**RECORDS FOR PROCESSING:**
- - -

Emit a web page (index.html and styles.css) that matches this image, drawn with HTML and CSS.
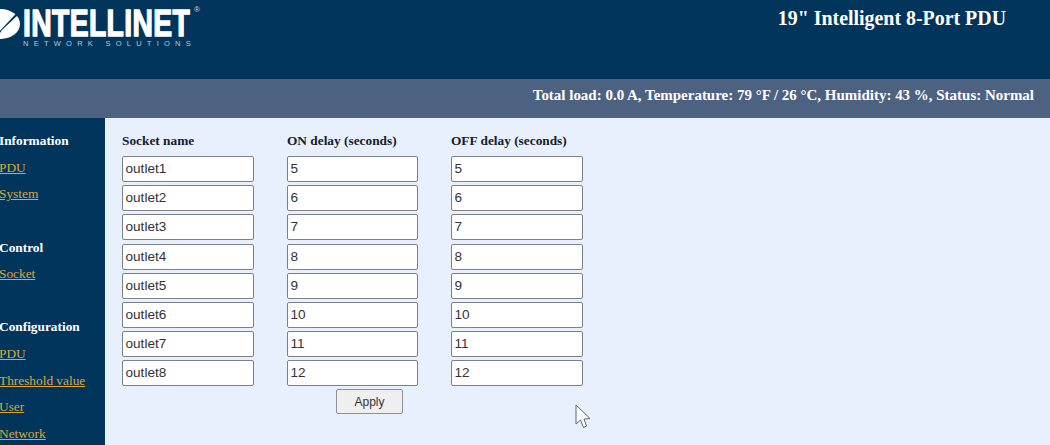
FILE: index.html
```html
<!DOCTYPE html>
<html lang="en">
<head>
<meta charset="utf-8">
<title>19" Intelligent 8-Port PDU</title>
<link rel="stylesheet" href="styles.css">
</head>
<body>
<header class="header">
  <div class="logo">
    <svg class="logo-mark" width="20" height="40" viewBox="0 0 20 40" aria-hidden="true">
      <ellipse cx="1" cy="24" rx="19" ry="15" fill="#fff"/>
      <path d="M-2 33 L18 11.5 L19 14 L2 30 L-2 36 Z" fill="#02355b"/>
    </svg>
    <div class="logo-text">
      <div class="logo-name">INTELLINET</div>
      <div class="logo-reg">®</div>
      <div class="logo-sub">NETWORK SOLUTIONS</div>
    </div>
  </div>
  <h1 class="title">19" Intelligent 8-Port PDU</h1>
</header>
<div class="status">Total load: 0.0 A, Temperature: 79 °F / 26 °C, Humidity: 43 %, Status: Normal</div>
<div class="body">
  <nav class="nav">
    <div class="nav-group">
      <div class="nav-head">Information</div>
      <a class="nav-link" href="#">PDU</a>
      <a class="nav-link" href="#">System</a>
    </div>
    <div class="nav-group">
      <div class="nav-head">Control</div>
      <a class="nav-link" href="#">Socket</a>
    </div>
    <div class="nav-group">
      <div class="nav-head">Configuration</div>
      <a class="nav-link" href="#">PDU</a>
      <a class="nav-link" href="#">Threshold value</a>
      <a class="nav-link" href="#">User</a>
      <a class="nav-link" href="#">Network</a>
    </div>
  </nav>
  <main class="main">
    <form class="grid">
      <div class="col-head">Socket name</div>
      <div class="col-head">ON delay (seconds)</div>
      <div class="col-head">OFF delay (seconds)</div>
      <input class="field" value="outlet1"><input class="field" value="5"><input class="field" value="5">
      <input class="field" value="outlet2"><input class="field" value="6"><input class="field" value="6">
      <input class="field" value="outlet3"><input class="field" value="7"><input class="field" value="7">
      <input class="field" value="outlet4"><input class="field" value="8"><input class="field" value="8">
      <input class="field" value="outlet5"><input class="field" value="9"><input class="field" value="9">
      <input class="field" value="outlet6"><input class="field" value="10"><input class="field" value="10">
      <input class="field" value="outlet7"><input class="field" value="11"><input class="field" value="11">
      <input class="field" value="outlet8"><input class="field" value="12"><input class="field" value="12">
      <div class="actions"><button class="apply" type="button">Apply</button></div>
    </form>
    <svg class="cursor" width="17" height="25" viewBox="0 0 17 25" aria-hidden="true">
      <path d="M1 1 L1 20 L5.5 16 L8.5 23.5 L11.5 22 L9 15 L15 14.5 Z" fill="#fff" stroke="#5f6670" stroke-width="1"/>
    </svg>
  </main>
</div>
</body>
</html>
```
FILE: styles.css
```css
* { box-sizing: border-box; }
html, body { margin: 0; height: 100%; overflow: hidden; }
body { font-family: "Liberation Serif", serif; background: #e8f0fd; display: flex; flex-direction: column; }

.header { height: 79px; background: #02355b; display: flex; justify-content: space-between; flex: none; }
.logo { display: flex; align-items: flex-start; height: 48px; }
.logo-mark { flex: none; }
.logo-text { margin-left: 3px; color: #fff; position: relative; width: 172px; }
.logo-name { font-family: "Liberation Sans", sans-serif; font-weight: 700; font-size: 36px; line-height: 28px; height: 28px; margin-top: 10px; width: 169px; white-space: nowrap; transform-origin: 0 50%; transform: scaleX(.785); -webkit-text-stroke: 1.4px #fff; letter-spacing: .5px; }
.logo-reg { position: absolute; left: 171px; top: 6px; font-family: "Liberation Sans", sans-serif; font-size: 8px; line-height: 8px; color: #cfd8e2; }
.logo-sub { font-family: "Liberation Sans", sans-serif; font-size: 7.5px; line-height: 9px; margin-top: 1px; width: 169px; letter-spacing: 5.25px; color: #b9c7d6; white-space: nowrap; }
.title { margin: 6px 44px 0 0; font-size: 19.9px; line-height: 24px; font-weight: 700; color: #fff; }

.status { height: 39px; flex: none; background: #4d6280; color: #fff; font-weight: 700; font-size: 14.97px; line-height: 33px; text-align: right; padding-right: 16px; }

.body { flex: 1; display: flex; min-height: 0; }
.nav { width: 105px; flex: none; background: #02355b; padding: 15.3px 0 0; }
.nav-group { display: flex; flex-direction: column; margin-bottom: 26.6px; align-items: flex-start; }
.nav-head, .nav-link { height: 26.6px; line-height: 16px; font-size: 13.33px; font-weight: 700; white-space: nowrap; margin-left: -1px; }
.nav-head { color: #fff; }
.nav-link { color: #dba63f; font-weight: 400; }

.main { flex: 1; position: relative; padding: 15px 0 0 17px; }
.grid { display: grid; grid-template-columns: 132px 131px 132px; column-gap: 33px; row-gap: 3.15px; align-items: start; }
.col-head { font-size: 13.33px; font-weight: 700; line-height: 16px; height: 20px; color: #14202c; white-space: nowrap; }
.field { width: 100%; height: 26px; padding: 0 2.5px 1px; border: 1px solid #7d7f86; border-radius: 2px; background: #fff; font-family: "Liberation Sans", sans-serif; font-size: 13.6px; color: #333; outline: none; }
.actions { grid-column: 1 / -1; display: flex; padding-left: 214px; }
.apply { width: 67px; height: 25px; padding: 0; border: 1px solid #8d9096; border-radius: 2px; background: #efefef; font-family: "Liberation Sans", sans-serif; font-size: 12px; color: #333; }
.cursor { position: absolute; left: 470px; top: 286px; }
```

- - -

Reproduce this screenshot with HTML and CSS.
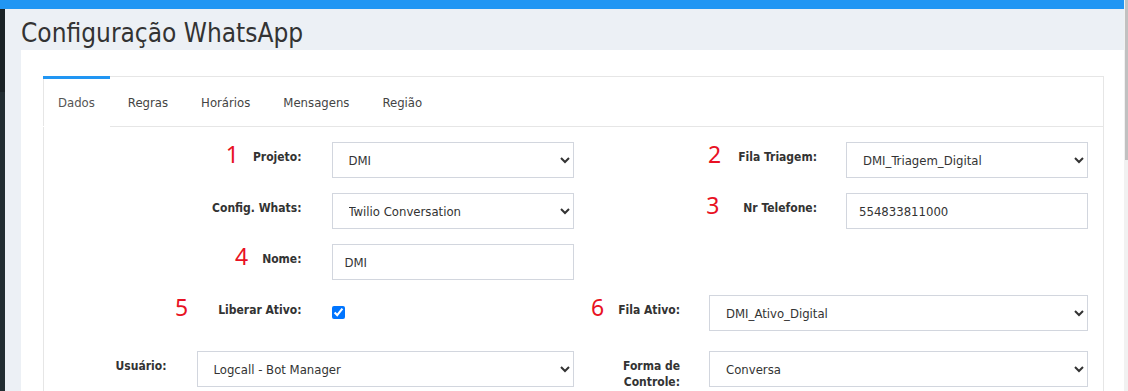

- - -

**WRITTEN INSTRUCTION:** State the number of lines in the records that contain the string "index", and nothing more.

**WRITTEN SOLUTION:** 2